Random sampling techniques are the best method of drawing samples representative of their populations. It may seem counter-intuitive that randomization is the best way to achieve a representative sample, but it is so. When a research tries to design a **PURPOSIVE SAMPLE**, one with a certain set of attributes, the complexity of the social world works against the researcher. It is very difficult to take into account all the relevant characteristics which make a sample representative of its population. As a result, the purposive sample is often systematically distorted, or **BIASED**.

The secret of random sampling is that by letting each population element have an equal chance of being included in the sample, the complexity of the social world takes care of itself. Elements with certain characteristics are no more or less likely than other elements to be included in the sample. For sufficiently large samples, the laws of probability tend to produce samples representative of their populations.

There is no guarantee that a sample will be representative of its population. Sometimes random samples are not, and sometimes nonrandom samples are. But, since there is no way to be certain, random sampling techniques are the best way to produce representative samples.

Statistical testing involves making a judgment about the likelihood that a result is due to sampling error rather than a real social pattern. Most of the basic statistical tools used by sociologists assume that the data come from a random sample.

Problems with Sampling Techniques

When researchers talk about biased samples, they do not mean samples of individuals with prejudiced attitudes. Bias, in methodological terms, refers to any systematic difference between the sample and its population. Sampling strategies sometimes introduce bias into the sample. The result is a serious problem for the interpretation of data. Remember, sampling is used to estimate parameters from sample data. If the sample is systematically different from its population, any result may be due to bias rather than a real pattern in the population.

In our example of the survey of residents of Brooklyn, if we decided on a telephone survey, we would biased in terms of income. If we were studying attitudes about social policy, for example, this might yield results that were not truly representative of the population.

If a researcher discovers a bias in the sample, the data must be interpreted with caution. The researchers must point out the source of bias in the presentation of the data, so that others may evaluate the project in light of the problems generalizing the results. Such work is flawed, to be sure, but can still contribute to the scientific literature.

There are several specific kinds of bias with which we should be familiar. One of the most common sources is **NONRESPONSE** bias. All survey research must deal with the problem of refusal to participate. Since our professional ethics mandate that our respondents cannot be coerced into participation, researchers must make it clear to potential respondents that they are free to decline the invitation to participate. Even the best designed samples are subject to nonresponse bias. With mailed questionnaires, for example, nonresponse rates can be quite high. Major national sample research projects, like the GSS and NES, typically get response rates of 80 percent or higher.

The problem with nonresponse emerges when the refusals are not random. If one or more groups of respondents tend to refuse at higher rates, those groups will be under-represented in the sample. This is a common problem when surveys are conducted in English with populations including non-English speakers.

Another source of bias is **SELECTIVE AVAILABILITY**. This occurs when data collection tends to exclude certain groups that are hard to reach.

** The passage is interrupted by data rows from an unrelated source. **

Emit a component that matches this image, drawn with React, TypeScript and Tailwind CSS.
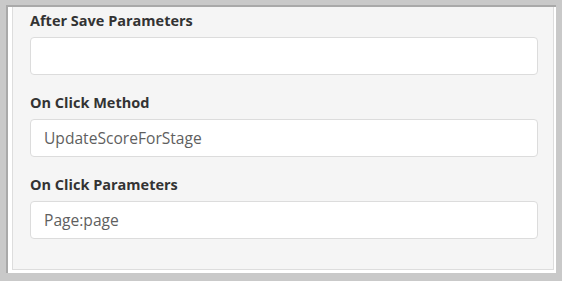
import React from 'react';

type Field = { label: string; value: string };

const FIELDS: Field[] = [
  { label: 'After Save Parameters', value: '' },
  { label: 'On Click Method', value: 'UpdateScoreForStage' },
  { label: 'On Click Parameters', value: 'Page:page' },
];

const FormField: React.FC<{ field: Field }> = ({ field }) => (
  <div className="mb-[19px]">
    <label className="block h-[18px] mb-[7px] text-[14.5px] leading-[18px] font-bold text-[#333333]">
      {field.label}
    </label>
    <input
      readOnly
      value={field.value}
      className="block w-full h-[38px] px-[13px] rounded-[4px] border border-[#dcdcdc] bg-white text-[15.6px] text-[#5f5f5f] outline-none"
      style={{ fontFamily: '"Open Sans", sans-serif' }}
    />
  </div>
);

const App: React.FC = () => {
  return (
    <div
      className="w-[562px] h-[281px] bg-[#c9c9c9] pt-[5px] pl-[6px] pr-[6px] pb-[8px] overflow-hidden"
      style={{ fontFamily: '"Open Sans", sans-serif' }}
    >
      <div className="h-full border-t-2 border-l-2 border-[#a9a9a9] bg-white pl-[4px] pr-[2px] pb-[3px]">
        <div className="h-full bg-[#f5f5f5] border border-t-0 border-[#dddddd] pl-[17px] pr-[15px] pt-[5px]">
          {FIELDS.map(f => (
            <FormField key={f.label} field={f} />
          ))}
        </div>
      </div>
    </div>
  );
};

export default App;
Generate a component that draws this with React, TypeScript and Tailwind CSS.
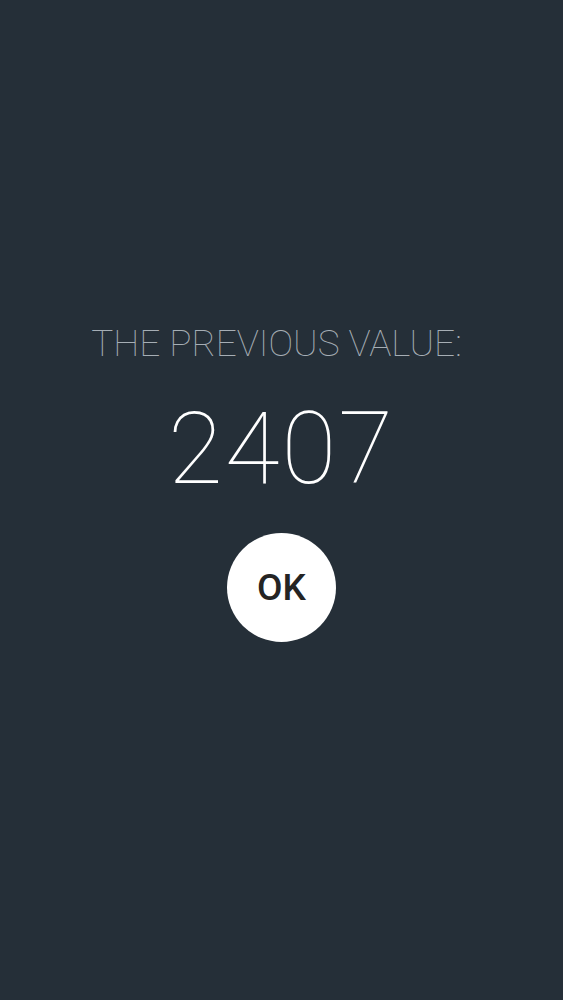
export default function App() {
  return (
    <div className="min-h-screen w-full bg-[#252f38] flex flex-col items-center pt-[320px] font-['Roboto',sans-serif]">
      <div className="mr-[10px] text-[37px] leading-[48px] font-thin text-[#a6aeb5]">THE PREVIOUS VALUE:</div>
      <div className="mt-[31px] text-[100px] leading-[100px] font-thin tracking-[2px] text-white">2407</div>
      <button className="mt-[34px] w-[109px] h-[109px] rounded-full bg-white flex items-center justify-center text-[37px] font-medium text-[#242424]">
        OK
      </button>
    </div>
  );
}
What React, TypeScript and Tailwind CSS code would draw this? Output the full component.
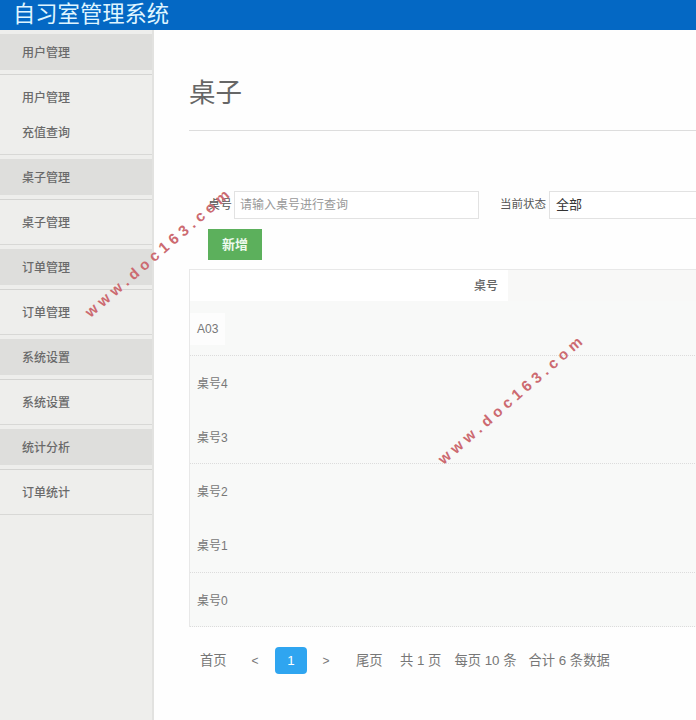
const font = '[font-family:"Liberation_Sans","Noto_Sans_CJK_SC",sans-serif]';

const groups: { title: string; items: string[]; h: string }[] = [
  { title: "用户管理", items: ["用户管理", "充值查询"], h: "h-[80px]" },
  { title: "桌子管理", items: ["桌子管理"], h: "h-[45px]" },
  { title: "订单管理", items: ["订单管理"], h: "h-[45px]" },
  { title: "系统设置", items: ["系统设置"], h: "h-[45px]" },
  { title: "统计分析", items: ["订单统计"], h: "h-[45px]" },
];

const rows: { label: string; h: string; line: boolean; patch: string }[] = [
  { label: "A03", h: "h-[55px]", line: true, patch: "bg-[#fdfdfd]" },
  { label: "桌号4", h: "h-[54px]", line: false, patch: "" },
  { label: "桌号3", h: "h-[54px]", line: true, patch: "" },
  { label: "桌号2", h: "h-[54px]", line: false, patch: "" },
  { label: "桌号1", h: "h-[55px]", line: true, patch: "" },
  { label: "桌号0", h: "h-[54px]", line: true, patch: "" },
];

function Sidebar() {
  return (
    <aside className="w-[154px] shrink-0 bg-[#eeeeec] border-r-2 border-[#e2e2e0]">
      {groups.map((g) => (
        <div key={g.title}>
          <div className="h-[45px] pt-1 border-b border-[#d4d4d2]">
            <div className="h-9 bg-[#dededc] pl-[22px] flex items-center pt-px text-xs font-medium text-[#6a6a6a]">{g.title}</div>
          </div>
          <div className={`${g.h} py-[5px] border-b border-[#d8d8d6]`}>
            {g.items.map((it) => (
              <div key={it} className="h-[35px] pl-[22px] flex items-center text-xs font-medium text-[#6a6a6a]">{it}</div>
            ))}
          </div>
        </div>
      ))}
    </aside>
  );
}

function Pagination() {
  return (
    <div className="mt-[20px] ml-[11px] flex items-center text-[13.3px] text-[#777] whitespace-nowrap">
      <span className="w-[27px]">首页</span>
      <span className="ml-[24px] w-[8px] text-xs text-center">&lt;</span>
      <span className="ml-[16px] w-8 h-[27px] rounded bg-[#2fa5f0] text-white flex items-center justify-center">1</span>
      <span className="ml-[15px] w-[8px] text-xs text-center">&gt;</span>
      <span className="ml-[26px] w-[27px]">尾页</span>
      <span className="ml-[17px]">共 1 页</span>
      <span className="ml-[13px]">每页 10 条</span>
      <span className="ml-[12px]">合计 6 条数据</span>
    </div>
  );
}

function Watermark({ pos }: { pos: string }) {
  return (
    <div className={`absolute ${pos} w-[200px] flex justify-center -rotate-[41deg] text-[15px] font-bold tracking-[4.6px] whitespace-nowrap text-[#cc6a70]`}>
      www.doc163.com
    </div>
  );
}

export default function App() {
  return (
    <div className={`relative w-[696px] h-[720px] overflow-hidden bg-white flex flex-col ${font}`}>
      <header className="h-[30px] shrink-0 bg-[#0468c4] pl-[13px] flex items-center text-[22.3px] leading-none text-[#dff5ff]">
        自习室管理系统
      </header>
      <div className="flex-1 flex min-h-0">
        <Sidebar />
        <main className="flex-1 min-w-0 pl-[35px] overflow-hidden bg-[#fefefe]">
          <h1 className="mt-[44px] h-[38px] leading-[38px] text-[26.5px] font-normal text-[#666]">桌子</h1>
          <div className="mt-[18px] h-px bg-[#dddddd]" />
          <div className="mt-[60px] ml-[19px] flex items-center h-[28px] text-xs text-[#555] whitespace-nowrap">
            <span className="w-[26px] shrink-0">桌号</span>
            <div className="w-[245px] shrink-0 h-[28px] border border-[#e2e2e2] bg-white pl-[5px] flex items-center text-xs text-[#999]">请输入桌号进行查询</div>
            <span className="ml-[21px] w-[49px] shrink-0 text-[11.5px]">当前状态</span>
            <div className="w-[300px] shrink-0 h-[28px] border border-[#e2e2e2] bg-white pl-[6px] flex items-center text-[13px] text-[#333]">全部</div>
          </div>
          <button className="mt-[10px] ml-[19px] w-[54px] h-[31px] bg-[#5cb05c] text-[#eefaee] text-[13px] font-bold block">新增</button>
          <div className="mt-[9px] border-t border-[#e8e8e8] border-l w-[600px]">
            <div className="h-[31px] bg-[#f8f8f7] flex">
              <div className="w-[318px] bg-white pr-[10px] flex items-center justify-end text-xs font-medium text-[#666]">桌号</div>
            </div>
            {rows.map((r) => (
              <div key={r.label} className={`${r.h} bg-[#f8f9f8] flex items-center pt-[2px] text-xs text-[#777] ${r.line ? "border-b border-dotted border-[#dcdcdc]" : ""}`}>
                <span className={`pl-[7px] pr-[7px] py-2 ${r.patch}`}>{r.label}</span>
              </div>
            ))}
          </div>
          <Pagination />
        </main>
      </div>
      <Watermark pos="left-[59px] top-[241px]" />
      <Watermark pos="left-[412px] top-[388px]" />
    </div>
  );
}
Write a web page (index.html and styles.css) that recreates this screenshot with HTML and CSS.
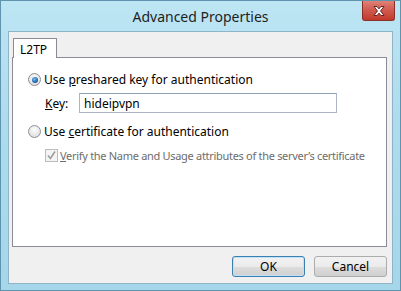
FILE: index.html
```html
<!DOCTYPE html>
<html lang="en">

<head>
	<meta charset="UTF-8">
	<title>Advanced Properties</title>
	<link rel="stylesheet" href="styles.css">
</head>

<body>
	<div class="window">
		<div class="titlebar">
			<span class="title">Advanced Properties</span>
			<button class="close" aria-label="Close">
				<svg width="12" height="10" viewBox="0 0 12 10">
					<path d="M1 0.5h3l2 2.4 2-2.4h3l-3.5 4.5 3.5 4.5h-3l-2-2.4-2 2.4h-3l3.5-4.5z" fill="#fff" stroke="#5a1a14" stroke-width="0.9" stroke-linejoin="round"/>
				</svg>
			</button>
		</div>
		<div class="client">
			<div class="tabs">
				<div class="tab">L2TP</div>
			</div>
			<div class="panel">
				<div class="option">
					<span class="radio checked"></span>
					<span>Use <u>p</u>reshared key for authentication</span>
				</div>
				<div class="key-row">
					<label for="key"><u>K</u>ey:</label>
					<div class="field" id="key">hideipvpn</div>
				</div>
				<div class="option second">
					<span class="radio"></span>
					<span>Use <u>c</u>ertificate for authentication</span>
				</div>
				<div class="option sub disabled">
					<span class="check">
						<svg width="11" height="11" viewBox="0 0 11 11">
							<path d="M2 5.5l2.4 3 4.6-7" fill="none" stroke="#9c9c9c" stroke-width="1.6"/>
						</svg>
					</span>
					<span><u>V</u>erify the Name and Usage attributes of the server’s certificate</span>
				</div>
			</div>
			<div class="actions">
				<button class="btn default">OK</button>
				<button class="btn">Cancel</button>
			</div>
		</div>
	</div>
</body>

</html>
```

FILE: styles.css
```css
body {
	margin: 0;
	font-family: "Noto Sans", "Open Sans", sans-serif;
	font-size: 12px;
	color: #000;
}

.window {
	width: 401px;
	height: 291px;
	box-sizing: border-box;
	display: flex;
	flex-direction: column;
	padding: 0 7px 6px 7px;
	border: 1px solid #5f94ae;
	background: linear-gradient(180deg, #bde5f4 0%, #aedcee 40%, #a6d6ea 100%);
}

.titlebar {
	position: relative;
	height: 30px;
	display: flex;
	align-items: center;
	justify-content: center;
}

.title {
	font-size: 14px;
	color: #1e1e1e;
	margin-top: 1px;
}

.close {
	position: absolute;
	top: 0;
	right: -2px;
	width: 33px;
	height: 20px;
	padding: 0;
	border: 1px solid #8a3028;
	border-top: none;
	border-radius: 0 0 3px 3px;
	background: linear-gradient(180deg, #e08276 0%, #d15c50 45%, #c2392d 100%);
	display: flex;
	align-items: center;
	justify-content: center;
}

.client {
	flex: 1;
	display: flex;
	flex-direction: column;
	padding: 6px 5px 6px 3px;
	background: #f0f0f0;
	border: 1px solid #8fb4c7;
}

.tabs {
	display: flex;
	padding-left: 1px;
}

.tab {
	position: relative;
	z-index: 1;
	width: 44px;
	height: 20px;
	margin-bottom: -1px;
	box-sizing: border-box;
	padding: 2px 0 0 6px;
	background: #fff;
	border: 1px solid #898c95;
	border-bottom: none;
}

.panel {
	flex: 1;
	display: flex;
	flex-direction: column;
	padding: 15px 0 0 15px;
	background: #fff;
	border: 1px solid #898c95;
}

.option {
	display: flex;
	align-items: center;
	gap: 3px;
	height: 13px;
	white-space: nowrap;
}

.option.second {
	margin-top: 12px;
}

.option.sub {
	margin-top: 11px;
	padding-left: 17px;
	gap: 2px;
	font-size: 11px;
	letter-spacing: -0.3px;
}

.disabled {
	color: #6d6d6d;
}

.radio {
	flex: none;
	width: 11px;
	height: 11px;
	border-radius: 50%;
	border: 1px solid #8a8f97;
	background: radial-gradient(circle at 50% 35%, #fdfdfd 0%, #e6e6e6 60%, #d4d4d4 100%);
	display: flex;
	align-items: center;
	justify-content: center;
}

.radio.checked::after {
	content: "";
	width: 6px;
	height: 6px;
	border-radius: 50%;
	background: radial-gradient(circle at 40% 35%, #7fc0f0 0%, #2a74b8 50%, #123f72 100%);
}

.check {
	flex: none;
	width: 11px;
	height: 11px;
	border: 1px solid #bcbcbc;
	background: #f4f4f4;
	display: flex;
	align-items: center;
	justify-content: center;
}

.key-row {
	display: flex;
	align-items: center;
	margin-top: 7px;
	padding-left: 17px;
}

.key-row label {
	width: 34px;
}

.field {
	width: 258px;
	height: 20px;
	box-sizing: border-box;
	padding: 1px 0 0 4px;
	border: 1px solid #abb6c4;
	border-top-color: #8fa3b8;
	background: #fff;
	display: flex;
	align-items: center;
}

.actions {
	display: flex;
	justify-content: flex-end;
	gap: 9px;
	margin-top: 9px;
}

.btn {
	width: 73px;
	height: 21px;
	padding: 0;
	font-family: inherit;
	font-size: 12px;
	color: #000;
	border: 1px solid #acacac;
	border-radius: 3px;
	background: linear-gradient(180deg, #f2f2f2 0%, #ebebeb 50%, #dddddd 51%, #cfcfcf 100%);
}

.btn.default {
	border-color: #3c7fb1;
	box-shadow: inset 0 0 0 1px #bfe2f7;
}
```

If, for example, we were conducting a interview study of residents of Brooklyn, and we did all our interviews during the day, we would likely miss people who work in Manhattan or one of the other boroughs. Our sample would be biased as a result. Similarly, if we conducted our interviews during the summer, we are more likely to exclude vacationers. The result would probably be a bias with respect to social class.

When cluster sampling is used, **AREAL** bias is a potential problem. Areal bias occurs when certain areas are excluded from the sampling procedure. If we use neighborhoods as a cluster in a multi-stage sample of residents of Brooklyn, and certain communities are not selected, we may be under-representing certain ethnic groups, since we know that neighborhoods are often ethnically homogenous.

Finally, researchers must worry about **SELF-SELECTION** bias. Some people may choose not to participate in a study because they don't know about or don't care about the topic of the research. Surveys of political issues or politicians can be subject to this problem. Many nonrandom techniques are hampered by this source of bias.